STATED GOAL
List, from the lines below, each one with "index" in it.

GIVEN DATA
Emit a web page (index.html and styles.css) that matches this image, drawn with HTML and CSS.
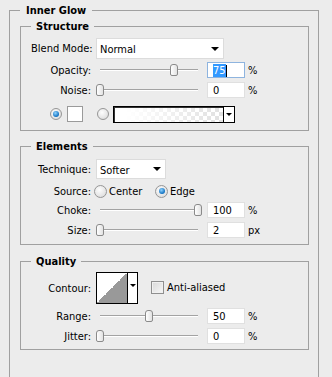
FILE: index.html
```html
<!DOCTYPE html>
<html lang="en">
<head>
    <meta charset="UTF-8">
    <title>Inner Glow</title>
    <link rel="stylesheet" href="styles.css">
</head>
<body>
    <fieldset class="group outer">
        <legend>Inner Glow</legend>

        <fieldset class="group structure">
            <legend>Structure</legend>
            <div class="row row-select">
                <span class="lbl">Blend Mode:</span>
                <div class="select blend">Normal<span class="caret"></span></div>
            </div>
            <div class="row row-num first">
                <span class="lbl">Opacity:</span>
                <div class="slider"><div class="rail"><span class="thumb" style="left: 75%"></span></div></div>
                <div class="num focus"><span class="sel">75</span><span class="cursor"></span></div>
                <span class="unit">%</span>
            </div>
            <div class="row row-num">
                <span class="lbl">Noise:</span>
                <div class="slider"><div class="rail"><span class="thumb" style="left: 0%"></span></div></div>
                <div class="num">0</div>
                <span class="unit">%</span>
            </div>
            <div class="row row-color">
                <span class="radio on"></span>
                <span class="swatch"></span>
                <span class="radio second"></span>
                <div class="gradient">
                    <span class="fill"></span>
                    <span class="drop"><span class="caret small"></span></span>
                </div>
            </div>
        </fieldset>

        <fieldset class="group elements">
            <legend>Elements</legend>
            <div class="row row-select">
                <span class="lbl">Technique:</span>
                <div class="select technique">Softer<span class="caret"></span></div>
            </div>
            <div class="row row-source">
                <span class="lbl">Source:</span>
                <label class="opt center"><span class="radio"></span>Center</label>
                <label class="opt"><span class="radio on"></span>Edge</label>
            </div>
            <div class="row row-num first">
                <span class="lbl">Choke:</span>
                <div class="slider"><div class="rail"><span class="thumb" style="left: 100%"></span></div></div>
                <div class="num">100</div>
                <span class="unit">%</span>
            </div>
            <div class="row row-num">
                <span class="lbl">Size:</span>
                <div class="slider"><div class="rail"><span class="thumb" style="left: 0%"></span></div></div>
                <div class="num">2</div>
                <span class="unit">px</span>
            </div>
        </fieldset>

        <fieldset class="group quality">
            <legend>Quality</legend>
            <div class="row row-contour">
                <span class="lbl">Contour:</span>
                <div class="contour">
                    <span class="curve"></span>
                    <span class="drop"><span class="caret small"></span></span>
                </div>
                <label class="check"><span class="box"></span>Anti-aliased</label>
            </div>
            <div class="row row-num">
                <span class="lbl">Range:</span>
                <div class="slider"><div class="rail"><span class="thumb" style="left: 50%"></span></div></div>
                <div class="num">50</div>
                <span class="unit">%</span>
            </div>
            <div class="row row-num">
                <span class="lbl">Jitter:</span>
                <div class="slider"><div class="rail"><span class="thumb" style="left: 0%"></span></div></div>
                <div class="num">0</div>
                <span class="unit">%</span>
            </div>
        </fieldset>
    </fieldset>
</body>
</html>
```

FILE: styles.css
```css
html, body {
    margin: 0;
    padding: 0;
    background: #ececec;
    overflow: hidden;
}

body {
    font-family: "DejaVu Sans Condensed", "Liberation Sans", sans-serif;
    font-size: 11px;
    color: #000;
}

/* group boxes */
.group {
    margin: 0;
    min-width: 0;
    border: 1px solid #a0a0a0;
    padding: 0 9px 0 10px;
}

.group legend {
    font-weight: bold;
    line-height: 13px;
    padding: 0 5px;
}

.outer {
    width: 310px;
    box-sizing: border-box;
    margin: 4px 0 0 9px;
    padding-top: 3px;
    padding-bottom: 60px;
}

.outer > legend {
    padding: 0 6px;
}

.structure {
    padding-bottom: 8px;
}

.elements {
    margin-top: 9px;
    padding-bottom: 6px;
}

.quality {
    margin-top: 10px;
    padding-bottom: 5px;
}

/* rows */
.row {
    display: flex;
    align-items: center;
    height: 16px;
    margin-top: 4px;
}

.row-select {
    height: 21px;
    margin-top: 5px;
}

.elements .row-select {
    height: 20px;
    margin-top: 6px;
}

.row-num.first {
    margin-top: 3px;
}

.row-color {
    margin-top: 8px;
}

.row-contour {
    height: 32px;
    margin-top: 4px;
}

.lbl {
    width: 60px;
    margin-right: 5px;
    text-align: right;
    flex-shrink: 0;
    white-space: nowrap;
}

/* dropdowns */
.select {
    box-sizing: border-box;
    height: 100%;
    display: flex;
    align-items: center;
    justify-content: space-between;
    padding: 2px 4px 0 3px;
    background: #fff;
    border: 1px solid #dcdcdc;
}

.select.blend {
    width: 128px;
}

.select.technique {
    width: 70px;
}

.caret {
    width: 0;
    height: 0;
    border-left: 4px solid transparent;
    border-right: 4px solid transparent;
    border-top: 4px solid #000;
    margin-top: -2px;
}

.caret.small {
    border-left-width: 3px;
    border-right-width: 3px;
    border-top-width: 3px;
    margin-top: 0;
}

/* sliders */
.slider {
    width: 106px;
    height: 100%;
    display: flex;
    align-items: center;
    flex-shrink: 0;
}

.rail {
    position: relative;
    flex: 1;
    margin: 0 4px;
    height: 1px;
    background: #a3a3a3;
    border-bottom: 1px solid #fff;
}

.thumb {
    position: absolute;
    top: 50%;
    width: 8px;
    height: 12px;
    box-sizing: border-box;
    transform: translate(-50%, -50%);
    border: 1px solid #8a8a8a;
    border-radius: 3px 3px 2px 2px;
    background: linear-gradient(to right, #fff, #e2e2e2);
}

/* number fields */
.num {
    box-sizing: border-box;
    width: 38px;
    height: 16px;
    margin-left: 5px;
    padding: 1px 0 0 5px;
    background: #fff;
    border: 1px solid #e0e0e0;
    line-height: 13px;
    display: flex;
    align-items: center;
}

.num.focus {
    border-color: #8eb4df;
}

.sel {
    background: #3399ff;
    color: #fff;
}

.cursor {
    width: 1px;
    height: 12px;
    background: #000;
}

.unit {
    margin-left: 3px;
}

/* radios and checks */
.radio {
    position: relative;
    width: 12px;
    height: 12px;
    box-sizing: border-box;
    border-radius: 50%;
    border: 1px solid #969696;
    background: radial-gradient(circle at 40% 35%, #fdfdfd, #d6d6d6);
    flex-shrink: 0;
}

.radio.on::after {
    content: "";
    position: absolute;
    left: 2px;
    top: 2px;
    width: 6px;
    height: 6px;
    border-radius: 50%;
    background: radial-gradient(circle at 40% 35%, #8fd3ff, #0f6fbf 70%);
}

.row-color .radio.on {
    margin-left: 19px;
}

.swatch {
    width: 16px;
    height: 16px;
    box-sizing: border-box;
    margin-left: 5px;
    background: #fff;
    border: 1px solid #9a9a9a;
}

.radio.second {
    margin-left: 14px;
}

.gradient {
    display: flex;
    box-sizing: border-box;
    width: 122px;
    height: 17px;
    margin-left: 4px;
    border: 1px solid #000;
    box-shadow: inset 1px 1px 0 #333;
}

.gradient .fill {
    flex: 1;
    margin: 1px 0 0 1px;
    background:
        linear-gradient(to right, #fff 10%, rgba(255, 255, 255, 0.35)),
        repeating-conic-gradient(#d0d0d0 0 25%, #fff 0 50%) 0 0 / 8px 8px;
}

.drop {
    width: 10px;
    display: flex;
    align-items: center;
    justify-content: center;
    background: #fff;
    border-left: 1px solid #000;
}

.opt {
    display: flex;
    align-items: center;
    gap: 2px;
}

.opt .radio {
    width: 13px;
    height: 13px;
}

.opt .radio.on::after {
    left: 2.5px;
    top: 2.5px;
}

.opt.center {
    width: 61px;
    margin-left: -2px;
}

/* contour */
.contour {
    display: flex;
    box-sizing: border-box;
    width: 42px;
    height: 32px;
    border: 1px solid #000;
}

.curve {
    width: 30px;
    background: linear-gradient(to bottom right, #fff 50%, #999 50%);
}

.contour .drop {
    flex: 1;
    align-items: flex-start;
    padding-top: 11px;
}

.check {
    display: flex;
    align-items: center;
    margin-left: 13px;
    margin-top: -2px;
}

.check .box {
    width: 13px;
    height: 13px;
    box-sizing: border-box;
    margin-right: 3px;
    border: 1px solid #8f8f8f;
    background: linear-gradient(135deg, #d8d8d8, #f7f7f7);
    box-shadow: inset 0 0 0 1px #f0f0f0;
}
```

RESULT FOR THIS TASK
Emit a web page (index.html and styles.css) that matches this image, drawn with HTML and CSS.
FILE: index.html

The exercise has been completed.